Not sure if that is the best way to approach this. To view the input
data to the hasher as a stream of bytes is far more general than
forcing the view as vector of 32 bit chunks, and in most cases
eliminates unnecessary copying.

> Technically, of course, you might have to pad as little as a
> single bit. In practice, you can pad using the same multiple of
> bits as the user is required to provide (supposing that is a
> power of 2). Of course, for most uses, you'll want to support
> at least as small as bytes.

This is true, and it also hints at a fact that many of us overlook in
certain kinds of programming (embbeded, communications, etc): when you
send a byte from one machine to another, there is already a guarantee
that the bit order will be preserved for you. Imagine a world where
you had to worry about bit-order too.

> > Technically, you have to be prepared for crunching a digest
> > whose size is greater than (2^32). Here you're only taking
> > care of lengths up to 2^32.
>
> Depends on the application. My own implementation of MD5 is
> limited to the SIZE_T_MAX * 8 bits. Perhaps internally, there
> are other limits which means that the messages will be small.

Hmm...not sure you can call this an implementation of MD5. I would make
a concession that it is ok to view the data as a string of bytes
instead of a string of bits, which, as you pointed out, is what the
spec calls for, for true compliance. But I think tossing out the
upper-half of the 64-bit word for the length and calling it an
implementation of the algorithm is stretching it. This presumes of
course that you are making a generally resuable component, which you
intend to polish off and make available for others to use.

> > 2. You want the output of the hashing to be an object itself
> > so that you can let it construct, assign it, compare it, store
> > it in containers, toss it around, etc., let it destruct.
>
> Maybe. In my case, my MD5 calculator is an accumulator. I
> suppose that there is some argument for defining a result type,
> but in practice, I've almost always read the results using the
> << operator, e.g.:
>
> file << myText
> << std::accumulate( myText.begin(), myText.end(), MD5() ) ;
>
> Internally, the << operator uses a member function:
> template< typename OutIter >
> void resultsTo( OutIter dest ) const ;
> which I made public, more because there wasn't any reason not
> too, and I thought it might be useful to someone.

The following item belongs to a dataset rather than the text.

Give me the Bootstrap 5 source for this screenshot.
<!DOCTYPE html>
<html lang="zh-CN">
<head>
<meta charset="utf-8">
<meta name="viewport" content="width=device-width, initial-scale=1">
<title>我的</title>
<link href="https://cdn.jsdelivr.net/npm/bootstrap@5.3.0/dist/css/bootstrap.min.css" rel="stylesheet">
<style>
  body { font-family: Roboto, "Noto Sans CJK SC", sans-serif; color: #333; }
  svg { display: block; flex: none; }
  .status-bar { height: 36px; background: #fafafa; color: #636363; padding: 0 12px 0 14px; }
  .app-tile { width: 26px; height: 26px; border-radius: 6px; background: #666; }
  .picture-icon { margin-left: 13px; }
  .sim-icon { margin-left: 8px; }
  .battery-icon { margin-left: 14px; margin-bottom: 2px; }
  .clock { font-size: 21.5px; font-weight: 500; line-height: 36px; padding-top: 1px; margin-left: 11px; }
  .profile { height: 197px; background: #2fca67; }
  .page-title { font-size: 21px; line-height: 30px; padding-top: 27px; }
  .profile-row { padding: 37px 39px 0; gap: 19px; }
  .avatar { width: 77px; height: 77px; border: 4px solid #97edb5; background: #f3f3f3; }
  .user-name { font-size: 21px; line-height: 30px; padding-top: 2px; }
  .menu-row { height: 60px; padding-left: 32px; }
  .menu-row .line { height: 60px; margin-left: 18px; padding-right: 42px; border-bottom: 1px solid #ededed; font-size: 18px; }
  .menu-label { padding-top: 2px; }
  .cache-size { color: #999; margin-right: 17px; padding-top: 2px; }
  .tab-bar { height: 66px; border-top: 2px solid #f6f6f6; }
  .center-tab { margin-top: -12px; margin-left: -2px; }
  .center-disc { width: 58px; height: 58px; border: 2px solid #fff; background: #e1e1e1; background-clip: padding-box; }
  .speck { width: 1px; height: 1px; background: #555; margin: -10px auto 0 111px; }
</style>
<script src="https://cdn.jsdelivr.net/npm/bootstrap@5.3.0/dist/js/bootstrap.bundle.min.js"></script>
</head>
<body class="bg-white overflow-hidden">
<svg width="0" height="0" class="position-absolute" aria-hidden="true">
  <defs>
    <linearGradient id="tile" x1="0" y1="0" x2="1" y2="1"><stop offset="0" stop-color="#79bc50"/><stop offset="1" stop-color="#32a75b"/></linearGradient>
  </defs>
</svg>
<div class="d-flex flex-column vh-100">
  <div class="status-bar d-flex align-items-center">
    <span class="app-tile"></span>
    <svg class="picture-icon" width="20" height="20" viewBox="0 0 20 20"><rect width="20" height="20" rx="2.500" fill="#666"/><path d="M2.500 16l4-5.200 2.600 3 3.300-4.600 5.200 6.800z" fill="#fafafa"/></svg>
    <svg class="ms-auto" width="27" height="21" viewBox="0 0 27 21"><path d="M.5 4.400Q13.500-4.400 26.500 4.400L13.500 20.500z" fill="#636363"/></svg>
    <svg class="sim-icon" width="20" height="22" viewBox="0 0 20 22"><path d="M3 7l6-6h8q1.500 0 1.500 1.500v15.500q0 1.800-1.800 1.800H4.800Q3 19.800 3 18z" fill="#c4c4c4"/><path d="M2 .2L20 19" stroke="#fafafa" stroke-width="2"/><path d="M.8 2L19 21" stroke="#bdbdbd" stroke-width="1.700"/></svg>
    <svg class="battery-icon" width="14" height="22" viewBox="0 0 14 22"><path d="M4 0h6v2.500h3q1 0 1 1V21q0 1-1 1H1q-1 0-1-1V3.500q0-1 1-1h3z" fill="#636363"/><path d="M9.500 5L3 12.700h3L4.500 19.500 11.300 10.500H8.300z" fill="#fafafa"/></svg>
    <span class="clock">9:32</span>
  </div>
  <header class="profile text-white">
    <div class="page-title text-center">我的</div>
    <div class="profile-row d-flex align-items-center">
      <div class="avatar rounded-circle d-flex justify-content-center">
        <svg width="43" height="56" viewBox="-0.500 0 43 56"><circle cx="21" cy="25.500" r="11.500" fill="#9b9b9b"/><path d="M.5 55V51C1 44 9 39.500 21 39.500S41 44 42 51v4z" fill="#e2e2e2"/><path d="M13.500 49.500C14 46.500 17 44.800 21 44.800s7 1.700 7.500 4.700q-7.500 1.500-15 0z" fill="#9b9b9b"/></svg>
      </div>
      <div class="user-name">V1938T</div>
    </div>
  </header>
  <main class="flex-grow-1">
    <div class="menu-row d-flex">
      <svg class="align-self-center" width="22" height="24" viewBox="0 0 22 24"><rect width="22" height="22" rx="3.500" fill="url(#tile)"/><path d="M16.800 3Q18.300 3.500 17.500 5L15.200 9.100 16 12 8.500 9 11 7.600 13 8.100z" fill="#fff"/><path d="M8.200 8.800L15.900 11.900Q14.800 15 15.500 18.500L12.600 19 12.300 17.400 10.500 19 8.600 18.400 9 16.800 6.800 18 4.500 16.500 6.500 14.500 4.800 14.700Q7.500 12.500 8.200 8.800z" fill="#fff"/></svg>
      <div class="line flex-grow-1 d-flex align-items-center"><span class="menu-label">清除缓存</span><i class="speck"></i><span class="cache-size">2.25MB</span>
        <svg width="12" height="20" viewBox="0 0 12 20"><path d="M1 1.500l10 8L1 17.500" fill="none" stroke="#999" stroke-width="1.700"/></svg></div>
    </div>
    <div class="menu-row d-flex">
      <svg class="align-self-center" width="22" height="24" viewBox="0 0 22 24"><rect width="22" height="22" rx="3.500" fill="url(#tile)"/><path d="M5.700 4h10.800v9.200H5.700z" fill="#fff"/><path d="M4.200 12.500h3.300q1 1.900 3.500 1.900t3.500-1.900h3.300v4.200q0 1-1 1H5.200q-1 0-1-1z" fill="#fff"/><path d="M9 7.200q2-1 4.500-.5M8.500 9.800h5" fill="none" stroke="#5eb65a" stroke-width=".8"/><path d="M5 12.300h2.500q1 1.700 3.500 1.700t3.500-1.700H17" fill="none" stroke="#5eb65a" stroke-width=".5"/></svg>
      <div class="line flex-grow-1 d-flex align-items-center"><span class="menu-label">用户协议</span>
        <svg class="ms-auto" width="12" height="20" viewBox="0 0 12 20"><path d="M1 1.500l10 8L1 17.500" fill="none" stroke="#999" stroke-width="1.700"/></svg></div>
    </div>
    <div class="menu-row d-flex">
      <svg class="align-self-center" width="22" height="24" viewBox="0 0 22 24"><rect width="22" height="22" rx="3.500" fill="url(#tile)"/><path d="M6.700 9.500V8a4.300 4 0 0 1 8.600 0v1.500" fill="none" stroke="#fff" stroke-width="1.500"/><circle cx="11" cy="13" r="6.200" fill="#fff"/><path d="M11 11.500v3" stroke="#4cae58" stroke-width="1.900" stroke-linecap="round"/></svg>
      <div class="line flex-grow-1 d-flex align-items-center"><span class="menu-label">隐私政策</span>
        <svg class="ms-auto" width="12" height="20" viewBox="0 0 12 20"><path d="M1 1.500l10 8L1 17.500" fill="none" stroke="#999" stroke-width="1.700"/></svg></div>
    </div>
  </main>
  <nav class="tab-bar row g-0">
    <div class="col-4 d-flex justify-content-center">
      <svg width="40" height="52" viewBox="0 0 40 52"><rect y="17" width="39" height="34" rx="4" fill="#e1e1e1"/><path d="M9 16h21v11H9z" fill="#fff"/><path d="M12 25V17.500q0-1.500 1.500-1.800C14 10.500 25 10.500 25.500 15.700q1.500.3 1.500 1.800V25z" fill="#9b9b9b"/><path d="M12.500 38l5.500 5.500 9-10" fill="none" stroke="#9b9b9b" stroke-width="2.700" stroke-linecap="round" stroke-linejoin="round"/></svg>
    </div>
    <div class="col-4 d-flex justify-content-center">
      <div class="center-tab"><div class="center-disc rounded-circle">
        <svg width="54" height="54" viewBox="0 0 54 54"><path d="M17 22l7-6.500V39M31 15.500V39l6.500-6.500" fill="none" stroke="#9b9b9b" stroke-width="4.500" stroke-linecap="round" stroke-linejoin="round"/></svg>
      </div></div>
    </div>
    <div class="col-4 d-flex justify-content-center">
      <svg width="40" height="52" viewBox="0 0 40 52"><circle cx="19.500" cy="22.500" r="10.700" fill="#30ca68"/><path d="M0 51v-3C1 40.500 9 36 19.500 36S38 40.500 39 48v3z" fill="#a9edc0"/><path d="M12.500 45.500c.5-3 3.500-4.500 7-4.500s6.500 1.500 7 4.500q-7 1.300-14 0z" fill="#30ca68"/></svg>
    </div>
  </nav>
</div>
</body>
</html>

Where is the digest? Certainly it would be nice to write
map<Digest,Foo>, for example. This again assumes that you are making a
class that someone else would want to use. I can hardly think of a
more opportune moment to let the object-oriented features of C++ bear
down on the design of a component.

> > 4. You want the hash algorithm itself to be fast.
>
> You want it to be correct first. It isn't, so it's not yet time
> to worry about speed.

Well, when I do my designs, I like to take everything into account all
at once, including performance (macro, not micro). I spend most of my
time mulling. Then I fidget to verify propositions, then back off, then
walk around in woods some, then eat a snack, then tinker, then only
when I think I have a visceral feel for what's going on do I begin to
bear down on the implementation. For me the code always comes out
cleaner than it would have if I had taken the incremental approach, and
takes less time to get a finished product (contratry to what others
claim). You're going to have to think about these things at some point
anyway, so you might as well mull it over as much as possible before
you start typing, because the mind is faster than the hand (though both
work better with the help of the other).

> > I would define the algorithm itself as a namespace.
>
> Why?

Well, to give you a real example, lets say you had a massive software
probject that depended on primitives involved in security, including
hashing. One master #include file contained:

namespace Security_Set
{
using MD5::Hasher;
using MD5::Digest;

using namespace RSA;

typedef RC6::Cipher<32,20,16> Symmetric_Cipher;
typedef RC6::Key<16> Symmetric_Key;
}

Now let's say two years later, someone found a flaw in your chosen
Hasher! Good grief!! No worries, you could simply modify your
namespace:

namespace Security_Set
{
using SHA_256::Hasher;
using SHA_256::Digest;

using namespace RSA;

typedef RC6::Cipher<32,20,16> Symmetric_Cipher;
typedef RC6::Key<16> Symmetric_Key;
}

If you have been using Hasher and Digest objects throughout your
system, all you would have to do is recompile, and everything should
work, data stored on disk notwithstanding. As a matter of fact, this
is precisely what I intend to do, selecting from multiple Hashers,
multiple symmetric cipher systems, and multiple asymmetric cipher
systems, and multiple nonce sizes (128-bit versus 192-bit versus
256-bit) to test performances, and also verify that it is possible to
do a simple recompile of a very large system and have it work with the
new cipher primitives without incident. I cannot express in words how
convenient this is. With this technique, if someone were to find a
flaw in Rijndael 2 days before we shipped our product, we could
actually make the change I just mentioned, recompile, and ship using an
alternative symmetric cipher. The marketing people would have to
update their collateral.

> After a quick glance at SHA-1, I suspect that you could use some
> sort of common machine for the entire family, including SHA-1
> and MD-5, with a policy class to customize, much as is standard
> practice for CRC's. I'd certainly evaluate this route before
> implementing my second digest in the family. (As mentionned
> above, I've already implemented MD5.)

Yikes. This is good example, where the whole resusability hunt is too
agressive IMO. Hashers are very well defined. You know exactly what
they are, the sizes of their digests, the expectations on input. They
are small in terms of the code size. Trying to force them to be common
just so you can say, "it took me a week but I finally tweaked these
things enough to use common code" is a bit much, don't you think?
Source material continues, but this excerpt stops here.